下川 眞樹太 駐フランス日本国特命全権大使
新年明けましておめでとうございます。令和7年(2025年)の年頭にあたり、皆様にご挨拶申し上げます。
昨年は、フランス国内外で大きな出来事が数多くありました。特に、7月下旬から9月上旬にかけて東京大会を引き継ぐ形で開催されたパリ・オリンピック・パラリンピックは大成功を収めました。セーヌ川を会場とする斬新な開幕式、4時間にわたるフランスのエスプリに満ちたパフォーマンス、そしてスタッド・ド・フランスをはじめ、コンコルド広場、エッフェル塔、グラン・パレ、アンバリッドなどパリ市内全体を舞台にした大会は、世界中から注目を集めました。日本選手団も、自国開催ではない大会で多くの金メダルと総合メダル数を獲得し、素晴らしい活躍を見せました。特に、日仏両国が競い合った柔道やフェンシングの団体戦は、多くの人々の心に残る熱戦でした。
また、昨年12月7日には、2019年4月の火災を受け修復が進められていたパリ・ノートルダム大聖堂の再公開式典が開催されました。この歴史的建造物が、コロナ禍の困難を乗り越えてわずか5年余りで修復され、一般公開に至ったことは、フランスの文化遺産への情熱と関係者の尽力を示すものであり、式典には多くの世界の要人が参加しました。
フランス国内の政治状況では、6月9日の欧州議会選挙直後にマクロン大統領が国民議会を解散し、6月30日と7月7日に選挙が実施されました。その結果、どの政党勢力も過半数を確保できず、3つの勢力が拮抗するという不安定な政治情勢となりました。その後、9月5日にバルニエ首相が任命され、9月21日に内閣が編成されるまで時間を要しました。さらに、12月4日には予算審議を巡りバルニエ内閣の不信任決議が可決され、翌日には辞職するという例をみない事態となりました。その後、12月13日には中道政党の党首であるバイルー氏が新首相として任命されましたが、右派、また左派と協力し、この混迷する仏政治状況を切り抜けられるかが注目されます。
国際情勢に目を向けると、2024年は多くの主要国で選挙が行われ、リーダーが交代する国も見られました。一方、ロシアによるウクライナ侵略は間もなく3年を迎え、中東では、特に2023年10月のハマス等によるイスラエルに対するテロ攻撃以降、イスラエル・パレスチナ、レバノン、イラン、イエメン等を中心に情勢の緊張が続いています。さらに、シリアにおけるアサド政権の突然の崩壊に始まる一連の事態に象徴されるように、地政学的な不安定が一層深まっています。

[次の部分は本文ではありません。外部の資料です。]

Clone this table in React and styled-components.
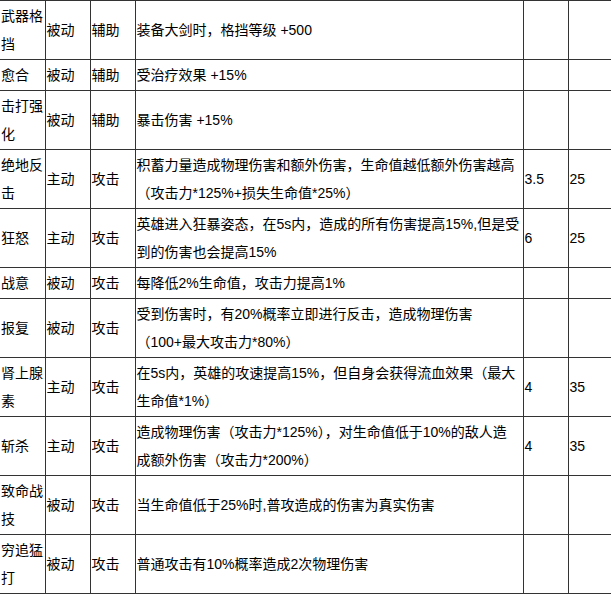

こうした情勢の中、国際的な課題への対応を進める上で「特別なパートナー」である日本とフランスが協力することが一層重要になっています。日仏の外交関係は160年以上前の1858年に始まり、ジャポニスムを通じてフランス文化に影響を与え、現代では日本のマンガや和食、日本酒などが広く受け入れられていますが、今が経済・産業・科学技術等の分野での連携や文化面での交流をさらに発展させていく時です。
2025年はいよいよ大阪・関西万博が開催されます。4月13日から10月13日までの半年間、夢洲(ゆめしま)を会場に「いのち輝く未来社会のデザイン」をテーマに実施されます。フランスには国際博覧会を統括するBIE(国際博覧会事務局)の本部がパリにあり、フランス自身もこれまでに6度の万博を開催し、そのたびにエッフェル塔やアレクサンドル3世橋、グラン・パレ、プティ・パレなどの歴史的建造物を生み出してきました。今回の大阪・関西万博では、フランスから博覧会公社(COFREX)がパビリオンを出展し、開催期間中にマクロン大統領をはじめ政・官・民の多くの訪問団の訪日が想定されています。この万博を契機に、日仏間の新たな交流がさらに深まることを期待しています。
本年も、日仏間の活発な人的交流が行われ、経済活動や文化交流が進展する上で、当地に拠点を置く日系企業や日本人駐在員が適切な環境で活動を続けられることが求められます。大使館としても、私が着任時に掲げた3つの重点目標――①特別なパートナーであるフランスとの協力関係の拡大と深化、②経済・文化・スポーツなど幅広い分野での日本の魅力発信、③在留邦人の皆様の安心と安全の確保――に基づき、在仏日本商工会と連携しながら具体的な課題解決に取り組んでまいります。
本年もどうぞよろしくお願い申し上げます。